Nowhere here do I see working with the UN to justify, and make legal, such a military action. Nowhere do I see Obama will come to the Congress. And why is that. I believe it is because Obama needs to look tough. So he borrows a page from the Neocon book, with some window-dressing from a Harvard Professor. Who, by the sounds of it, appears as a frightening mirror-image of Condi Rice. And the very concept of "highly targeted force" on tribal villages--for those villages are surely where Taliban and al Qaeda live among the people--is absurd.

The really amusing part about all this is that Obama's position is a reflection of what Clinton did to Iraq in 1998. Clinton declared war, bombed the Iraqis without any warning or consultation, and spun it so well 78% of respondents thought Saddam did 9/11 when questioned about it two days after on 9/13. It seems that everything old is new again.

Friday, August 10, 2007 05:02 PM

Oh really. What crimes?

I’m worried, though, that if the individuals aren’t held accountable for their crimes that their “actions” won’t be either, at least in the public mind. So my question about plausible legal remedies still stands.--Zack

Sorry people, but you have nothing to charge anyone with. The best you've been able to do is catch a staffer in a perjury trap. There are no crimes. It's just fantasy to whip up the electorate for Democrats.

Friday, August 10, 2007 06:47 PM

These comparisons and provocative language reminds me of another writer.....

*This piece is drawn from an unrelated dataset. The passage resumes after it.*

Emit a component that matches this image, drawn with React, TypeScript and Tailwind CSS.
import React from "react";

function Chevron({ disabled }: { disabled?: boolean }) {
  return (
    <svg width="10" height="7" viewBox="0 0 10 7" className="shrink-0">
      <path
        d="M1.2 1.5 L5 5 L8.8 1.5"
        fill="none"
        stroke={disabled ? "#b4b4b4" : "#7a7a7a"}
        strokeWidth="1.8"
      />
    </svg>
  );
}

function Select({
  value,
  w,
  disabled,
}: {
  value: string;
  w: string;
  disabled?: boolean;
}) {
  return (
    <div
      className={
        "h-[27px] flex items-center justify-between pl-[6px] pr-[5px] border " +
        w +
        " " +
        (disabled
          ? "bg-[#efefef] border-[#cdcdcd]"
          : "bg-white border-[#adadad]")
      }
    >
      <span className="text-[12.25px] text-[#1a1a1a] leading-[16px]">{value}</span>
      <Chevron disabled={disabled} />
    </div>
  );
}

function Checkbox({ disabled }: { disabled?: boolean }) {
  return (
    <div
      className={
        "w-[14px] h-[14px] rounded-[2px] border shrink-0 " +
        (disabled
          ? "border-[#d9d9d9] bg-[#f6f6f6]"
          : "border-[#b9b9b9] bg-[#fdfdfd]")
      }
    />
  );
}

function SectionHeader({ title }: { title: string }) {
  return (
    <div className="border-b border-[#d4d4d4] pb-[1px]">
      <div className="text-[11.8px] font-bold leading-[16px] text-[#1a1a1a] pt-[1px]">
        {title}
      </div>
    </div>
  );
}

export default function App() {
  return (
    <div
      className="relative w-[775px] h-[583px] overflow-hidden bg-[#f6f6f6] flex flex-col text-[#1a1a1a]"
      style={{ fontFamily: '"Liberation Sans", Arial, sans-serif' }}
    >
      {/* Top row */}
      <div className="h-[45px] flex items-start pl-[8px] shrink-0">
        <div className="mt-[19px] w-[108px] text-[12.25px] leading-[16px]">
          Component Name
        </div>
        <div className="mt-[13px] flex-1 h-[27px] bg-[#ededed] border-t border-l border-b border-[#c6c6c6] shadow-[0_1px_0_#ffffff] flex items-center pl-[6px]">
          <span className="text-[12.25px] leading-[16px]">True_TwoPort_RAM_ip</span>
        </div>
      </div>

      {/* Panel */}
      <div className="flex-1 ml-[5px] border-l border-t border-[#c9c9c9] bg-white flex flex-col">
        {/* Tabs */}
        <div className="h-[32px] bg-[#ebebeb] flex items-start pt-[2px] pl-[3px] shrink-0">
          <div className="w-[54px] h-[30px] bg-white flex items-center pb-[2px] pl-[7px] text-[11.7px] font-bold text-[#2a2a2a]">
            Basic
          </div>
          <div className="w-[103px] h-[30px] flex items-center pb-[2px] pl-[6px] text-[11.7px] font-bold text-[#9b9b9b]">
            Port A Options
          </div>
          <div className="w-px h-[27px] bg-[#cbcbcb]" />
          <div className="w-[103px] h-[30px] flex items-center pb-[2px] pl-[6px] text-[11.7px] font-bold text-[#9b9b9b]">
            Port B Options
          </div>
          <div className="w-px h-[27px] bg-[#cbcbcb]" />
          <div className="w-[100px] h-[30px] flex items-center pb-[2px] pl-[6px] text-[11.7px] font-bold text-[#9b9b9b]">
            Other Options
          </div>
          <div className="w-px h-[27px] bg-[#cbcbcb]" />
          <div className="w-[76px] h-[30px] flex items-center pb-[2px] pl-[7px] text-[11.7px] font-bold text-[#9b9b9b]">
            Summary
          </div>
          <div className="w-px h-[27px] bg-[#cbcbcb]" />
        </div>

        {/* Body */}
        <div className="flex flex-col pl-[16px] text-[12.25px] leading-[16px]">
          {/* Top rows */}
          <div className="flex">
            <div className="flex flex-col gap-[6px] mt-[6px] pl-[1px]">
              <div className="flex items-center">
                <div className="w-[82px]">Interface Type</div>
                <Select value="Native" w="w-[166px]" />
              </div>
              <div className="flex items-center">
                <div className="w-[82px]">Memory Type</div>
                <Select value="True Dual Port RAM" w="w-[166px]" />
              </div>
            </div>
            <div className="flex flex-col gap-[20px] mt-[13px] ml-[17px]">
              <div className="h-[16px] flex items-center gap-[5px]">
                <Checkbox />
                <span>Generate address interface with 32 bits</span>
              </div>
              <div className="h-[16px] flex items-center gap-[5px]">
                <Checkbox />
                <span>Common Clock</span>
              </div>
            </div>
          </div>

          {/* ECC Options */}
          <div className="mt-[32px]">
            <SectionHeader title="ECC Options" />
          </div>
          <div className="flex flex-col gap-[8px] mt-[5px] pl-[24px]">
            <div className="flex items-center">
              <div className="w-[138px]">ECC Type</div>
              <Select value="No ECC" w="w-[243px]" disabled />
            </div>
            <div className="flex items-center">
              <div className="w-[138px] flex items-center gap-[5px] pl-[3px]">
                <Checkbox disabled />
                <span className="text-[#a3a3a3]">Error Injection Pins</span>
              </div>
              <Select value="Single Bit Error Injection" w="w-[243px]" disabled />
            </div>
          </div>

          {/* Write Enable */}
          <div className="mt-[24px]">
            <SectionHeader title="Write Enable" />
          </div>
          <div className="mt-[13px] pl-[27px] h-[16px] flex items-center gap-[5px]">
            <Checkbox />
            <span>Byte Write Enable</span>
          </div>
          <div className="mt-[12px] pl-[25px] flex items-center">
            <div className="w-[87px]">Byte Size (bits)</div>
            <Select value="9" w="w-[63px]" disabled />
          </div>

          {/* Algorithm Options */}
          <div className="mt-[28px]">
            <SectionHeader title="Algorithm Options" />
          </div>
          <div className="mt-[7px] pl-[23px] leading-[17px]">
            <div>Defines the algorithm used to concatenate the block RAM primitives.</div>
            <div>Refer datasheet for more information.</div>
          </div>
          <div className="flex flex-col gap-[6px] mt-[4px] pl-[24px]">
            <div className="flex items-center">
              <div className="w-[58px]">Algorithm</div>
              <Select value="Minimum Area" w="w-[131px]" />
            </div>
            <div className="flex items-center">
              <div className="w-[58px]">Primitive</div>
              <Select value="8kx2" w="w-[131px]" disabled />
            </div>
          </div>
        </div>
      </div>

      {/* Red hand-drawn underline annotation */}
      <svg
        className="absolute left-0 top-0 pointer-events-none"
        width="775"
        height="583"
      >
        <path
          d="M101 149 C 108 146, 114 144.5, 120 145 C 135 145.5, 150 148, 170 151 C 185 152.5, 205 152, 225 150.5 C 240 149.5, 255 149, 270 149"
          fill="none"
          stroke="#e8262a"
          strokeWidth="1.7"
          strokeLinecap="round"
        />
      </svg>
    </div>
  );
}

They formed a technocratic corps at the very heart of America’s global financial empire – the “mighty engine of profit” to which the military dimension of U.S. policy has always been enslaved – and they did so both willingly and knowingly. Recourse to “ignorance” – a derivative, after all, of the word “ignore” – counts as less than an excuse among this relatively well-educated elite. To the extent that any of them were unaware of the costs and consequences to others of what they were involved in – and in many cases excelling at – it was because of their absolute refusal to see. More likely, it was because they were too busy braying, incessantly and self-importantly, into their cell phones, arranging power lunches and stock transactions, each of which translated, conveniently out of sight, mind and smelling distance, into the starved and rotting flesh of infants. If there was a better, more effective, or in fact any other way of visiting some penalty befitting their participation upon the little Eichmanns inhabiting the sterile sanctuary of the twin towers, I’d really be interested in hearing about it.--Ward Churchill

Similar styles of writing don't you think? We have comparisons to villainous characters, graphic language, dripping contempt. All the right stuff to bash people with. The subjects are certainly guilty, the only difference is that the technocrats in the twin towers got their just desserts, while the Bushies haven't. Drat.

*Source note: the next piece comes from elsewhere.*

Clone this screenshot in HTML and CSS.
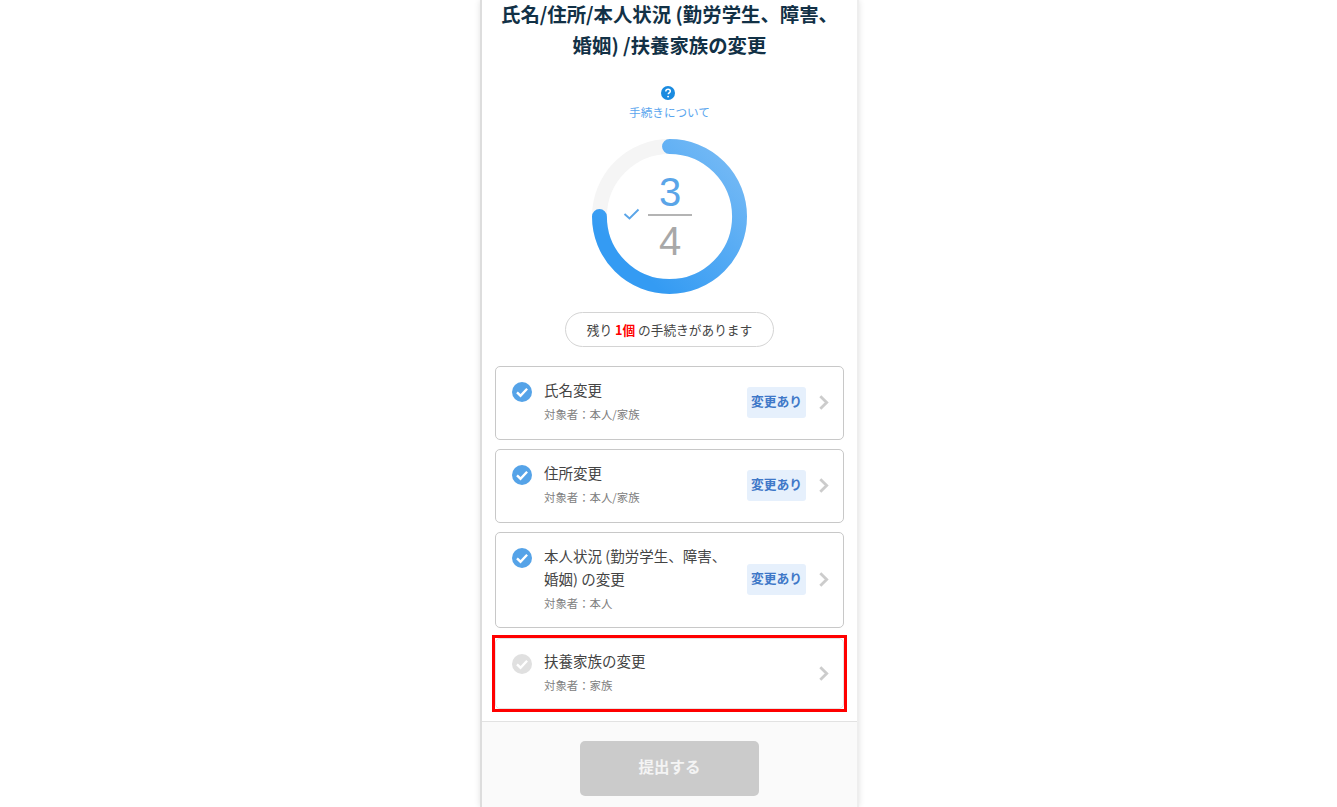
FILE: index.html
```html
<!DOCTYPE html>
<html lang="ja">
<head>
<meta charset="utf-8">
<title>手続き</title>
<link rel="stylesheet" href="styles.css">
</head>
<body>
<main class="panel">
  <div class="content">
    <h1 class="title">氏名/住所/本人状況 (勤労学生、障害、<br>婚姻) /扶養家族の変更</h1>
    <a class="help">
      <svg class="help-icon" viewBox="0 0 14 14"><circle cx="7" cy="7" r="7" fill="#1a8be0"/><path d="M4.8 5.4c0-1.3 1-2.2 2.3-2.2s2.2.8 2.2 2c0 1-.6 1.4-1.2 1.8-.5.3-.8.6-.8 1.2" fill="none" stroke="#fff" stroke-width="1.5"/><circle cx="7.1" cy="10.6" r=".95" fill="#fff"/></svg>
      <span>手続きについて</span>
    </a>
    <div class="progress">
      <svg class="ring" viewBox="0 0 156 156">
        <defs>
          <linearGradient id="arc" x1="1" y1="0" x2="0" y2="1">
            <stop offset="0" stop-color="#7abcf5"/>
            <stop offset="0.8" stop-color="#349bf3"/>
          </linearGradient>
        </defs>
        <circle cx="78" cy="78" r="70.5" fill="none" stroke="#f5f5f5" stroke-width="15"/>
        <path d="M78 7.5A70.5 70.5 0 1 1 7.5 78" fill="none" stroke="url(#arc)" stroke-width="15" stroke-linecap="round"/>
      </svg>
      <svg class="ring-check" viewBox="0 0 16 12"><path d="M1 6l5 4.500L15 1.500" fill="none" stroke="#5aa5e8" stroke-width="1.900"/></svg>
      <div class="fraction">
        <span class="done">3</span>
        <span class="total">4</span>
      </div>
    </div>
    <p class="remain">残り <b>1個</b> の手続きがあります</p>
    <ul class="list">
      <li class="card">
        <svg class="check" viewBox="0 0 20 20"><circle cx="10" cy="10" r="10" fill="#55a3e8"/><path d="M5 10.300l3.500 3.400 6.600-7" fill="none" stroke="#fff" stroke-width="2.400"/></svg>
        <div class="body"><div class="name">氏名変更</div><div class="who">対象者：本人/家族</div></div>
        <span class="badge">変更あり</span>
        <svg class="chev" viewBox="0 0 10 15"><path d="M1.300 1.200L7.700 7.500l-6.400 6.300" fill="none" stroke="#ccc" stroke-width="2.800"/></svg>
      </li>
      <li class="card">
        <svg class="check" viewBox="0 0 20 20"><circle cx="10" cy="10" r="10" fill="#55a3e8"/><path d="M5 10.300l3.500 3.400 6.600-7" fill="none" stroke="#fff" stroke-width="2.400"/></svg>
        <div class="body"><div class="name">住所変更</div><div class="who">対象者：本人/家族</div></div>
        <span class="badge">変更あり</span>
        <svg class="chev" viewBox="0 0 10 15"><path d="M1.300 1.200L7.700 7.500l-6.400 6.300" fill="none" stroke="#ccc" stroke-width="2.800"/></svg>
      </li>
      <li class="card">
        <svg class="check" viewBox="0 0 20 20"><circle cx="10" cy="10" r="10" fill="#55a3e8"/><path d="M5 10.300l3.500 3.400 6.600-7" fill="none" stroke="#fff" stroke-width="2.400"/></svg>
        <div class="body"><div class="name">本人状況 (勤労学生、障害、<br>婚姻) の変更</div><div class="who">対象者：本人</div></div>
        <span class="badge">変更あり</span>
        <svg class="chev" viewBox="0 0 10 15"><path d="M1.300 1.200L7.700 7.500l-6.400 6.300" fill="none" stroke="#ccc" stroke-width="2.800"/></svg>
      </li>
      <li class="card card-active">
        <svg class="check" viewBox="0 0 20 20"><circle cx="10" cy="10" r="10" fill="#e0e0e0"/><path d="M5 10.300l3.500 3.400 6.600-7" fill="none" stroke="#fff" stroke-width="2.400"/></svg>
        <div class="body"><div class="name">扶養家族の変更</div><div class="who">対象者：家族</div></div>
        <svg class="chev" viewBox="0 0 10 15"><path d="M1.300 1.200L7.700 7.500l-6.400 6.300" fill="none" stroke="#ccc" stroke-width="2.800"/></svg>
      </li>
    </ul>
  </div>
  <footer class="footer">
    <button class="submit" type="button">提出する</button>
  </footer>
</main>
</body>
</html>
```
FILE: styles.css
```css
* { box-sizing: border-box; }
html, body { margin: 0; height: 100%; overflow: hidden; background: #fff; }
body {
  font-family: "Noto Sans CJK JP", "Liberation Sans", sans-serif;
  color: #333;
}
.panel {
  width: 379px;
  height: 807px;
  margin-left: 480px;
  border-left: 2px solid #ddd;
  border-right: 2px solid #eee;
  box-shadow: 0 0 6px rgba(0, 0, 0, .12);
  display: flex;
  flex-direction: column;
  background: #fff;
}
.content {
  flex: 1;
  padding: 0 13px;
  display: flex;
  flex-direction: column;
  align-items: center;
}
.title {
  margin: -2px 0 0;
  font-size: 19.400px;
  line-height: 31px;
  font-weight: 700;
  color: #123146;
  text-align: center;
  white-space: nowrap;
}
.help {
  margin-top: 26px;
  display: flex;
  flex-direction: column;
  align-items: center;
  gap: 4px;
  font-size: 11.600px;
  line-height: 16px;
  color: #5aa5ee;
}
.help-icon { width: 14px; height: 14px; display: block; margin-right: 4px; }
.progress {
  position: relative;
  margin-top: 19px;
  width: 155px;
  height: 155px;
}
.ring { width: 155px; height: 155px; display: block; }
.ring-check {
  position: absolute;
  left: 31px;
  top: 69px;
  width: 17px;
  height: 12px;
}
.fraction {
  position: absolute;
  left: 56px;
  top: 31px;
  width: 44px;
  display: flex;
  flex-direction: column;
  align-items: center;
  font-family: "Liberation Sans", sans-serif;
  font-size: 40px;
  line-height: 45px;
}
.done { color: #5aa5e8; height: 46px; width: 100%; text-align: center; border-bottom: 2px solid #b4b4b4; }
.total { color: #a8a8a8; margin-top: 3px; }
.remain {
  margin: 18px 0 0;
  width: 209px;
  height: 35px;
  border: 1px solid #d4d4d4;
  border-radius: 18px;
  font-size: 12.700px;
  line-height: 33px;
  text-align: center;
  color: #444;
}
.remain b { color: #f00; font-weight: 700; }
.list {
  list-style: none;
  margin: 19px 0 0;
  padding: 0;
  width: 349px;
  display: flex;
  flex-direction: column;
  gap: 9.500px;
}
.card {
  position: relative;
  display: flex;
  align-items: center;
  padding: 14px 14px 16.500px 16px;
  border: 1px solid #c8c8c8;
  border-radius: 5px;
  background: #fff;
}
.card-active {
  border-color: #e4e4e4;
  padding-top: 13px;
  padding-bottom: 15px;
}
.card-active::after {
  content: "";
  position: absolute;
  inset: -4px;
  border: 3px solid #f00;
  pointer-events: none;
}
.check { width: 20px; height: 20px; flex: none; align-self: flex-start; margin-top: 1px; }
.card-active .check { margin-top: 2px; }
.body { flex: 1; margin-left: 12px; min-width: 0; }
.name { font-size: 14.500px; line-height: 22.500px; color: #444; margin-top: -2px; }
.who { font-size: 11.400px; line-height: 16px; color: #808080; margin-top: 4.500px; }
.badge {
  flex: none;
  width: 59px;
  height: 31px;
  margin-top: 2px;
  border-radius: 3px;
  background: #e6f0fc;
  color: #3f78c8;
  font-size: 12.800px;
  font-weight: 700;
  line-height: 27px;
  text-align: center;
}
.chev { flex: none; width: 10px; height: 15px; margin-left: 13px; margin-top: 2px; }
.footer {
  height: 86px;
  margin-top: auto;
  border-top: 1px solid #e2e2e2;
  background: #fafafa;
  padding-top: 19px;
  display: flex;
  justify-content: center;
  align-items: flex-start;
}
.submit {
  width: 179px;
  height: 55px;
  border: 0;
  border-radius: 5px;
  background: #cbcbcb;
  color: #f4f4f4;
  font: 700 15.500px/51px "Noto Sans CJK JP", sans-serif;
  padding: 0 0 4px;
}
```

Friday, August 10, 2007 08:00 PM

Duh. Ya think?

The Goverment is relying too heavily on the interception of communications using various "high tech" means and methods. For example I don't think terrorist A is going to contact terrorist B using email, cell phone, pots, computer, shortwave, or any other electomegnetic communication device....
...A determined well trained enemy is not going to use any type of electomagnetic communication device in the US period. Too much importance is being place on this small area of communication interception and eavesdropping. -- rabbitcore

If they weren't wary before, they certainly are now. And we owe it all to the fine folks leaking from the CIA and the publishers of said leaks to the entire world. Congratulations.

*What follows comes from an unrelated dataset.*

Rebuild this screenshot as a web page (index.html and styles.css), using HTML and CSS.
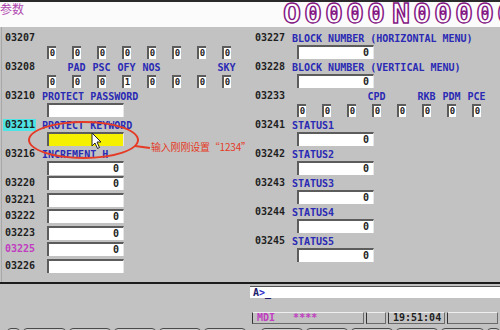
FILE: index.html
```html
<!DOCTYPE html>
<html lang="zh-CN">
<head>
    <meta charset="UTF-8">
    <title>参数</title>
    <link rel="stylesheet" href="styles.css">
</head>
<body>
<div class="screen">
    <div class="top">
        <span class="title">参数</span>
        <span class="prog">O0000 N00000</span>
    </div>

    <div class="main">
        <div class="col">
            <div class="param">
                <div class="line"><span class="num">03207</span></div>
                <div class="bits">
                    <span class="cell"><span class="bit">0</span></span>
                    <span class="cell"><span class="bit">0</span></span>
                    <span class="cell"><span class="bit">0</span></span>
                    <span class="cell"><span class="bit">0</span></span>
                    <span class="cell"><span class="bit">0</span></span>
                    <span class="cell"><span class="bit">0</span></span>
                    <span class="cell"><span class="bit">0</span></span>
                    <span class="cell"><span class="bit">0</span></span>
                </div>
            </div>
            <div class="param">
                <div class="line">
                    <span class="num">03208</span>
                    <span class="names">
                        <span class="cell"></span>
                        <span class="cell">PAD</span>
                        <span class="cell">PSC</span>
                        <span class="cell">OFY</span>
                        <span class="cell">NOS</span>
                        <span class="cell"></span>
                        <span class="cell"></span>
                        <span class="cell">SKY</span>
                    </span>
                </div>
                <div class="bits">
                    <span class="cell"><span class="bit">0</span></span>
                    <span class="cell"><span class="bit">0</span></span>
                    <span class="cell"><span class="bit">0</span></span>
                    <span class="cell"><span class="bit">1</span></span>
                    <span class="cell"><span class="bit">0</span></span>
                    <span class="cell"><span class="bit">0</span></span>
                    <span class="cell"><span class="bit">0</span></span>
                    <span class="cell"><span class="bit">0</span></span>
                </div>
            </div>
            <div class="param">
                <div class="line"><span class="num">03210</span><span class="name">PROTECT PASSWORD</span></div>
                <div class="vals"><span class="box"></span></div>
            </div>
            <div class="param">
                <div class="line"><span class="num sel">03211</span><span class="name">PROTECT KEYWORD</span></div>
                <div class="vals"><span class="box edit"></span></div>
            </div>
            <div class="param">
                <div class="line"><span class="num">03216</span><span class="name">INCREMENT H</span></div>
                <div class="vals"><span class="box">0</span></div>
            </div>
            <div class="single"><span class="num">03220</span><span class="box">0</span></div>
            <div class="single"><span class="num">03221</span><span class="box"></span></div>
            <div class="single"><span class="num">03222</span><span class="box">0</span></div>
            <div class="single"><span class="num">03223</span><span class="box">0</span></div>
            <div class="single"><span class="num pink">03225</span><span class="box">0</span></div>
            <div class="single"><span class="num">03226</span><span class="box"></span></div>
        </div>

        <div class="col">
            <div class="param">
                <div class="line"><span class="num">03227</span><span class="name">BLOCK NUMBER (HORIZONTAL MENU)</span></div>
                <div class="vals"><span class="box">0</span></div>
            </div>
            <div class="param">
                <div class="line"><span class="num">03228</span><span class="name">BLOCK NUMBER (VERTICAL MENU)</span></div>
                <div class="vals"><span class="box">0</span></div>
            </div>
            <div class="param">
                <div class="line">
                    <span class="num">03233</span>
                    <span class="names">
                        <span class="cell"></span>
                        <span class="cell"></span>
                        <span class="cell"></span>
                        <span class="cell">CPD</span>
                        <span class="cell"></span>
                        <span class="cell">RKB</span>
                        <span class="cell">PDM</span>
                        <span class="cell">PCE</span>
                    </span>
                </div>
                <div class="bits">
                    <span class="cell"><span class="bit">0</span></span>
                    <span class="cell"><span class="bit">0</span></span>
                    <span class="cell"><span class="bit">0</span></span>
                    <span class="cell"><span class="bit">0</span></span>
                    <span class="cell"><span class="bit">0</span></span>
                    <span class="cell"><span class="bit">0</span></span>
                    <span class="cell"><span class="bit">0</span></span>
                    <span class="cell"><span class="bit">0</span></span>
                </div>
            </div>
            <div class="param">
                <div class="line"><span class="num">03241</span><span class="name">STATUS1</span></div>
                <div class="vals"><span class="box">0</span></div>
            </div>
            <div class="param">
                <div class="line"><span class="num">03242</span><span class="name">STATUS2</span></div>
                <div class="vals"><span class="box">0</span></div>
            </div>
            <div class="param">
                <div class="line"><span class="num">03243</span><span class="name">STATUS3</span></div>
                <div class="vals"><span class="box">0</span></div>
            </div>
            <div class="param">
                <div class="line"><span class="num">03244</span><span class="name">STATUS4</span></div>
                <div class="vals"><span class="box">0</span></div>
            </div>
            <div class="param">
                <div class="line"><span class="num">03245</span><span class="name">STATUS5</span></div>
                <div class="vals"><span class="box">0</span></div>
            </div>
        </div>
    </div>

    <div class="bottom">
        <div class="cmd">A<span class="prompt">&gt;</span>_</div>
        <div class="status">
            <span class="stat mode">MDI&nbsp;&nbsp;&nbsp;****</span>
            <span class="stat blank"></span>
            <span class="stat clock">19:51:04</span>
            <span class="stat wide"></span>
        </div>
        <div class="keys">
            <span class="key arrow"></span>
            <span class="key"></span><span class="key"></span><span class="key"></span><span class="key"></span><span class="key"></span>
            <span class="key gap"></span><span class="key"></span><span class="key"></span><span class="key"></span><span class="key"></span>
            <span class="key arrow"></span>
        </div>
    </div>

    <!-- annotation drawn over the screen -->
    <div class="ring"></div>
    <div class="lead"></div>
    <div class="note">输入刚刚设置“1234”</div>
    <svg class="pointer" width="12" height="18" viewBox="0 0 12 18">
        <path d="M1 1 L1 14 L4 11 L6.5 16.5 L8.5 15.5 L6 10 L10 10 Z" fill="#fff" stroke="#222" stroke-width="1"/>
    </svg>
</div>
</body>
</html>
```

FILE: styles.css
```css
:root {
    --screen: #c2c2c2;
    --ink: #1e1e1e;
    --blue: #2a2ab4;
    --pink: #c03cc0;
    --purple: #851785;
    --sunk: #5c5c5c;
    --mark: #e53a26;
}
html, body {
    margin: 0; padding: 0;
    width: 500px; height: 330px;
    overflow: hidden;
    background: var(--screen);
}
.screen {
    position: relative;
    width: 500px; height: 330px;
    font-family: "DejaVu Sans Mono", "Liberation Mono", monospace;
    font-size: 10px; font-weight: bold;
    color: var(--ink);
}
.top {
    display: flex; align-items: flex-start;
    height: 25px;
    background: #fbfbfb;
    border-top: 2px solid #2a2a2a;
    overflow: hidden;
}
.title {
    width: 283px;
    font-family: "Noto Sans CJK SC", sans-serif;
    font-weight: normal; font-size: 12px;
    line-height: 13px;
    color: #b048b0;
}
.prog {
    display: inline-block;
    white-space: nowrap;
    font-size: 26px; line-height: 25px;
    letter-spacing: 2.6px;
    word-spacing: -14.8px;
    color: #fff;
    -webkit-text-stroke: 1.3px var(--purple);
    transform: scaleX(1.15);
    transform-origin: left center;
}
.main {
    display: grid;
    grid-template-columns: 250px 250px;
    height: 251px;
    padding-top: 4px;
    border-left: 1px solid #a8a8a8;
    margin-left: 1px;
    box-sizing: content-box;
}
.col { margin-left: -2px; }
.col + .col { margin-left: -2px; }
.param { height: 29px; }
.line, .bits, .vals, .single {
    display: flex; align-items: center;
    height: 14px;
}
.single { margin-bottom: 2.6px; }
.num {
    box-sizing: border-box;
    width: 33px; margin-left: 3px; padding-left: 2px;
    line-height: 12px;
}
.num.sel { background: #4fe3e3; }
.num.pink { color: var(--pink); }
.name { margin-left: 6px; color: var(--blue); white-space: nowrap; }
.names { display: flex; margin-left: 3px; color: var(--blue); }
.bits { padding-left: 39px; }
.vals { padding-left: 47px; }
.single .box { margin-left: 11px; }
.cell {
    width: 25px;
    display: flex; justify-content: center;
}
.bit {
    width: 7px; height: 11px;
    background: #fff;
    border-top: 2px solid var(--sunk);
    border-left: 2px solid var(--sunk);
    line-height: 11px;
    text-align: center;
    font-size: 9px;
}
.box {
    box-sizing: border-box;
    width: 77px; height: 14px;
    background: #fff;
    border-top: 2px solid var(--sunk);
    border-left: 2px solid var(--sunk);
    border-right: 1px solid #e6e6e6;
    text-align: right;
    padding-right: 4px;
    line-height: 12px;
}
.box.edit { background: #f4f000; }
.bottom {
    border-top: 2px solid #1c1c1c;
}
.cmd {
    margin: 2px 0 0 250px;
    height: 11px;
    background: #fff;
    border-top: 1px solid #555;
    padding-left: 3px;
    line-height: 11px;
    color: #20206a;
}
.prompt { color: #3434c8; }
.status {
    display: flex; gap: 2px;
    margin: 14px 0 0 252px;
    height: 12px;
}
.stat {
    box-sizing: border-box;
    height: 12px;
    border: 1px solid #6a6a6a;
    border-top-color: #eee;
    border-left-color: #333;
    line-height: 10px;
    padding-left: 4px;
}
.mode { width: 112px; color: var(--pink); }
.blank { width: 20px; }
.clock { width: 57px; }
.wide { width: 51px; }
.keys {
    display: flex; gap: 3px;
    margin-top: 4px;
    padding-left: 7px;
}
.key {
    width: 42px; height: 8px;
    border: 1px solid #4a4a4a;
    border-radius: 4px 4px 0 0;
    background: #cfcfcf;
}
.key.arrow { width: 12px; }
.key.gap { width: 42px; margin-left: 12px; }
.ring {
    position: absolute;
    left: 28px; top: 121px;
    width: 107px; height: 34px;
    border: 2px solid var(--mark);
    border-radius: 50%;
}
.lead {
    position: absolute;
    left: 135px; top: 146px;
    width: 15px; height: 2px;
    background: var(--mark);
    transform: rotate(8deg);
}
.note {
    position: absolute;
    left: 151px; top: 140px;
    font-family: "Noto Sans CJK SC", sans-serif;
    font-weight: normal; font-size: 10px;
    letter-spacing: -0.2px;
    line-height: 14px;
    color: var(--mark);
}
.pointer {
    position: absolute;
    left: 91px; top: 132px;
}
```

In addition, now you understand why Bush won't trust Congress with secrets. Like Sen. Schumer says, even a child of two knows that you don't tell people that can't keep secrets, anything important.

Saturday, August 11, 2007 02:38 AM

Hey Glenn, you forgot to analogize Bush with Kim Jong Il.

So.... is there some reason why you didn't make any distinctions between Mugabe's scope of operations and Bush's, or was it just better to leave an impression they were identical? Perhaps you'd like to fill us in on other ways they share a bond?

On the other hand I'm concerned that analogizing Bush with current dictators just isn't hard-hitting enough. How about bringing in Pol Pot, or Stalin? You know, real mass murderer kind of stuff.

Saturday, August 11, 2007 01:53 PM
Original article: Various items

Another day, another round of "aren't we wonderful."

Yet for all that chest thumping, it's too bad the best and brightest (self-proclaimed) here, can't come up with a strategy any better than let's leave Iraq, let them kill each other, and God will sort them out. Tsk.